(Exercise task)
Pictures within the data are to be left out; everything else must be reproduced exactly.

# START OF Data shown

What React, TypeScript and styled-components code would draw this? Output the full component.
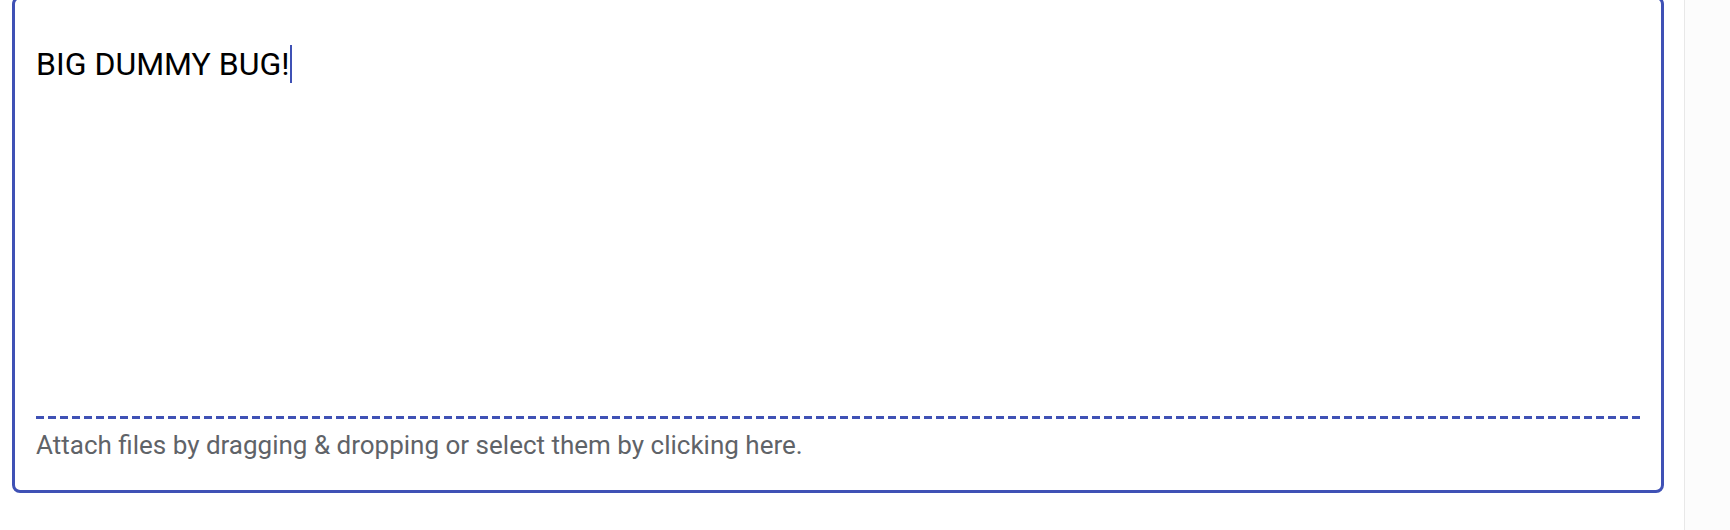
import React from "react";
import styled, { createGlobalStyle } from "styled-components";

export default function App() {
  return (
    <>
      <GlobalStyle />
      <Page>
        <Main>
          <Editor>
            <TextArea>
              BIG DUMMY BUG!
              <Caret />
            </TextArea>
            <DropZone>
              <Dashes />
              <DropHint>
                Attach files by dragging &amp; dropping or select them by
                clicking here.
              </DropHint>
            </DropZone>
          </Editor>
        </Main>
        <Aside />
      </Page>
    </>
  );
}

const GlobalStyle = createGlobalStyle`
  html, body {
    margin: 0;
    padding: 0;
    background: #fff;
    overflow: hidden;
    font-family: Roboto, "Liberation Sans", sans-serif;
  }
`;

const Page = styled.div`
  display: flex;
  width: 100%;
  height: 530px;
`;

const Main = styled.div`
  flex: 1;
  padding: 0 20px 0 12px;
`;

const Editor = styled.div`
  display: flex;
  flex-direction: column;
  box-sizing: border-box;
  height: 497px;
  margin-top: -4px;
  border: 3px solid #3f51b5;
  border-radius: 8px;
  background: #fff;
`;

const TextArea = styled.div`
  flex: 1;
  padding: 46px 21px 0;
  font-size: 32px;
  color: #000;
  white-space: nowrap;
`;

const Caret = styled.span`
  display: inline-block;
  vertical-align: top;
  width: 2px;
  height: 38px;
  margin-left: 1px;
  background: #3f51b5;
`;

const DropZone = styled.div`
  padding: 0 21px 30px;
`;

const Dashes = styled.div`
  height: 3px;
  background: repeating-linear-gradient(
    to right,
    #3f51b5 0,
    #3f51b5 8px,
    transparent 8px,
    transparent 12px
  );
`;

const DropHint = styled.div`
  margin-top: 11px;
  font-size: 26px;
  color: #5f6368;
  white-space: nowrap;
`;

const Aside = styled.aside`
  width: 45px;
  border-left: 1px solid #e8e8e8;
  background: #fcfcfc;
`;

# END OF Data shown

(Right answer)
What React, TypeScript and styled-components code would draw this? Output the full component.
import React from "react";
import styled, { createGlobalStyle } from "styled-components";

export default function App() {
  return (
    <>
      <GlobalStyle />
      <Page>
        <Main>
          <Editor>
            <TextArea>
              BIG DUMMY BUG!
              <Caret />
            </TextArea>
            <DropZone>
              <Dashes />
              <DropHint>
                Attach files by dragging &amp; dropping or select them by
                clicking here.
              </DropHint>
            </DropZone>
          </Editor>
        </Main>
        <Aside />
      </Page>
    </>
  );
}

const GlobalStyle = createGlobalStyle`
  html, body {
    margin: 0;
    padding: 0;
    background: #fff;
    overflow: hidden;
    font-family: Roboto, "Liberation Sans", sans-serif;
  }
`;

const Page = styled.div`
  display: flex;
  width: 100%;
  height: 530px;
`;

const Main = styled.div`
  flex: 1;
  padding: 0 20px 0 12px;
`;

const Editor = styled.div`
  display: flex;
  flex-direction: column;
  box-sizing: border-box;
  height: 497px;
  margin-top: -4px;
  border: 3px solid #3f51b5;
  border-radius: 8px;
  background: #fff;
`;

const TextArea = styled.div`
  flex: 1;
  padding: 46px 21px 0;
  font-size: 32px;
  color: #000;
  white-space: nowrap;
`;

const Caret = styled.span`
  display: inline-block;
  vertical-align: top;
  width: 2px;
  height: 38px;
  margin-left: 1px;
  background: #3f51b5;
`;

const DropZone = styled.div`
  padding: 0 21px 30px;
`;

const Dashes = styled.div`
  height: 3px;
  background: repeating-linear-gradient(
    to right,
    #3f51b5 0,
    #3f51b5 8px,
    transparent 8px,
    transparent 12px
  );
`;

const DropHint = styled.div`
  margin-top: 11px;
  font-size: 26px;
  color: #5f6368;
  white-space: nowrap;
`;

const Aside = styled.aside`
  width: 45px;
  border-left: 1px solid #e8e8e8;
  background: #fcfcfc;
`;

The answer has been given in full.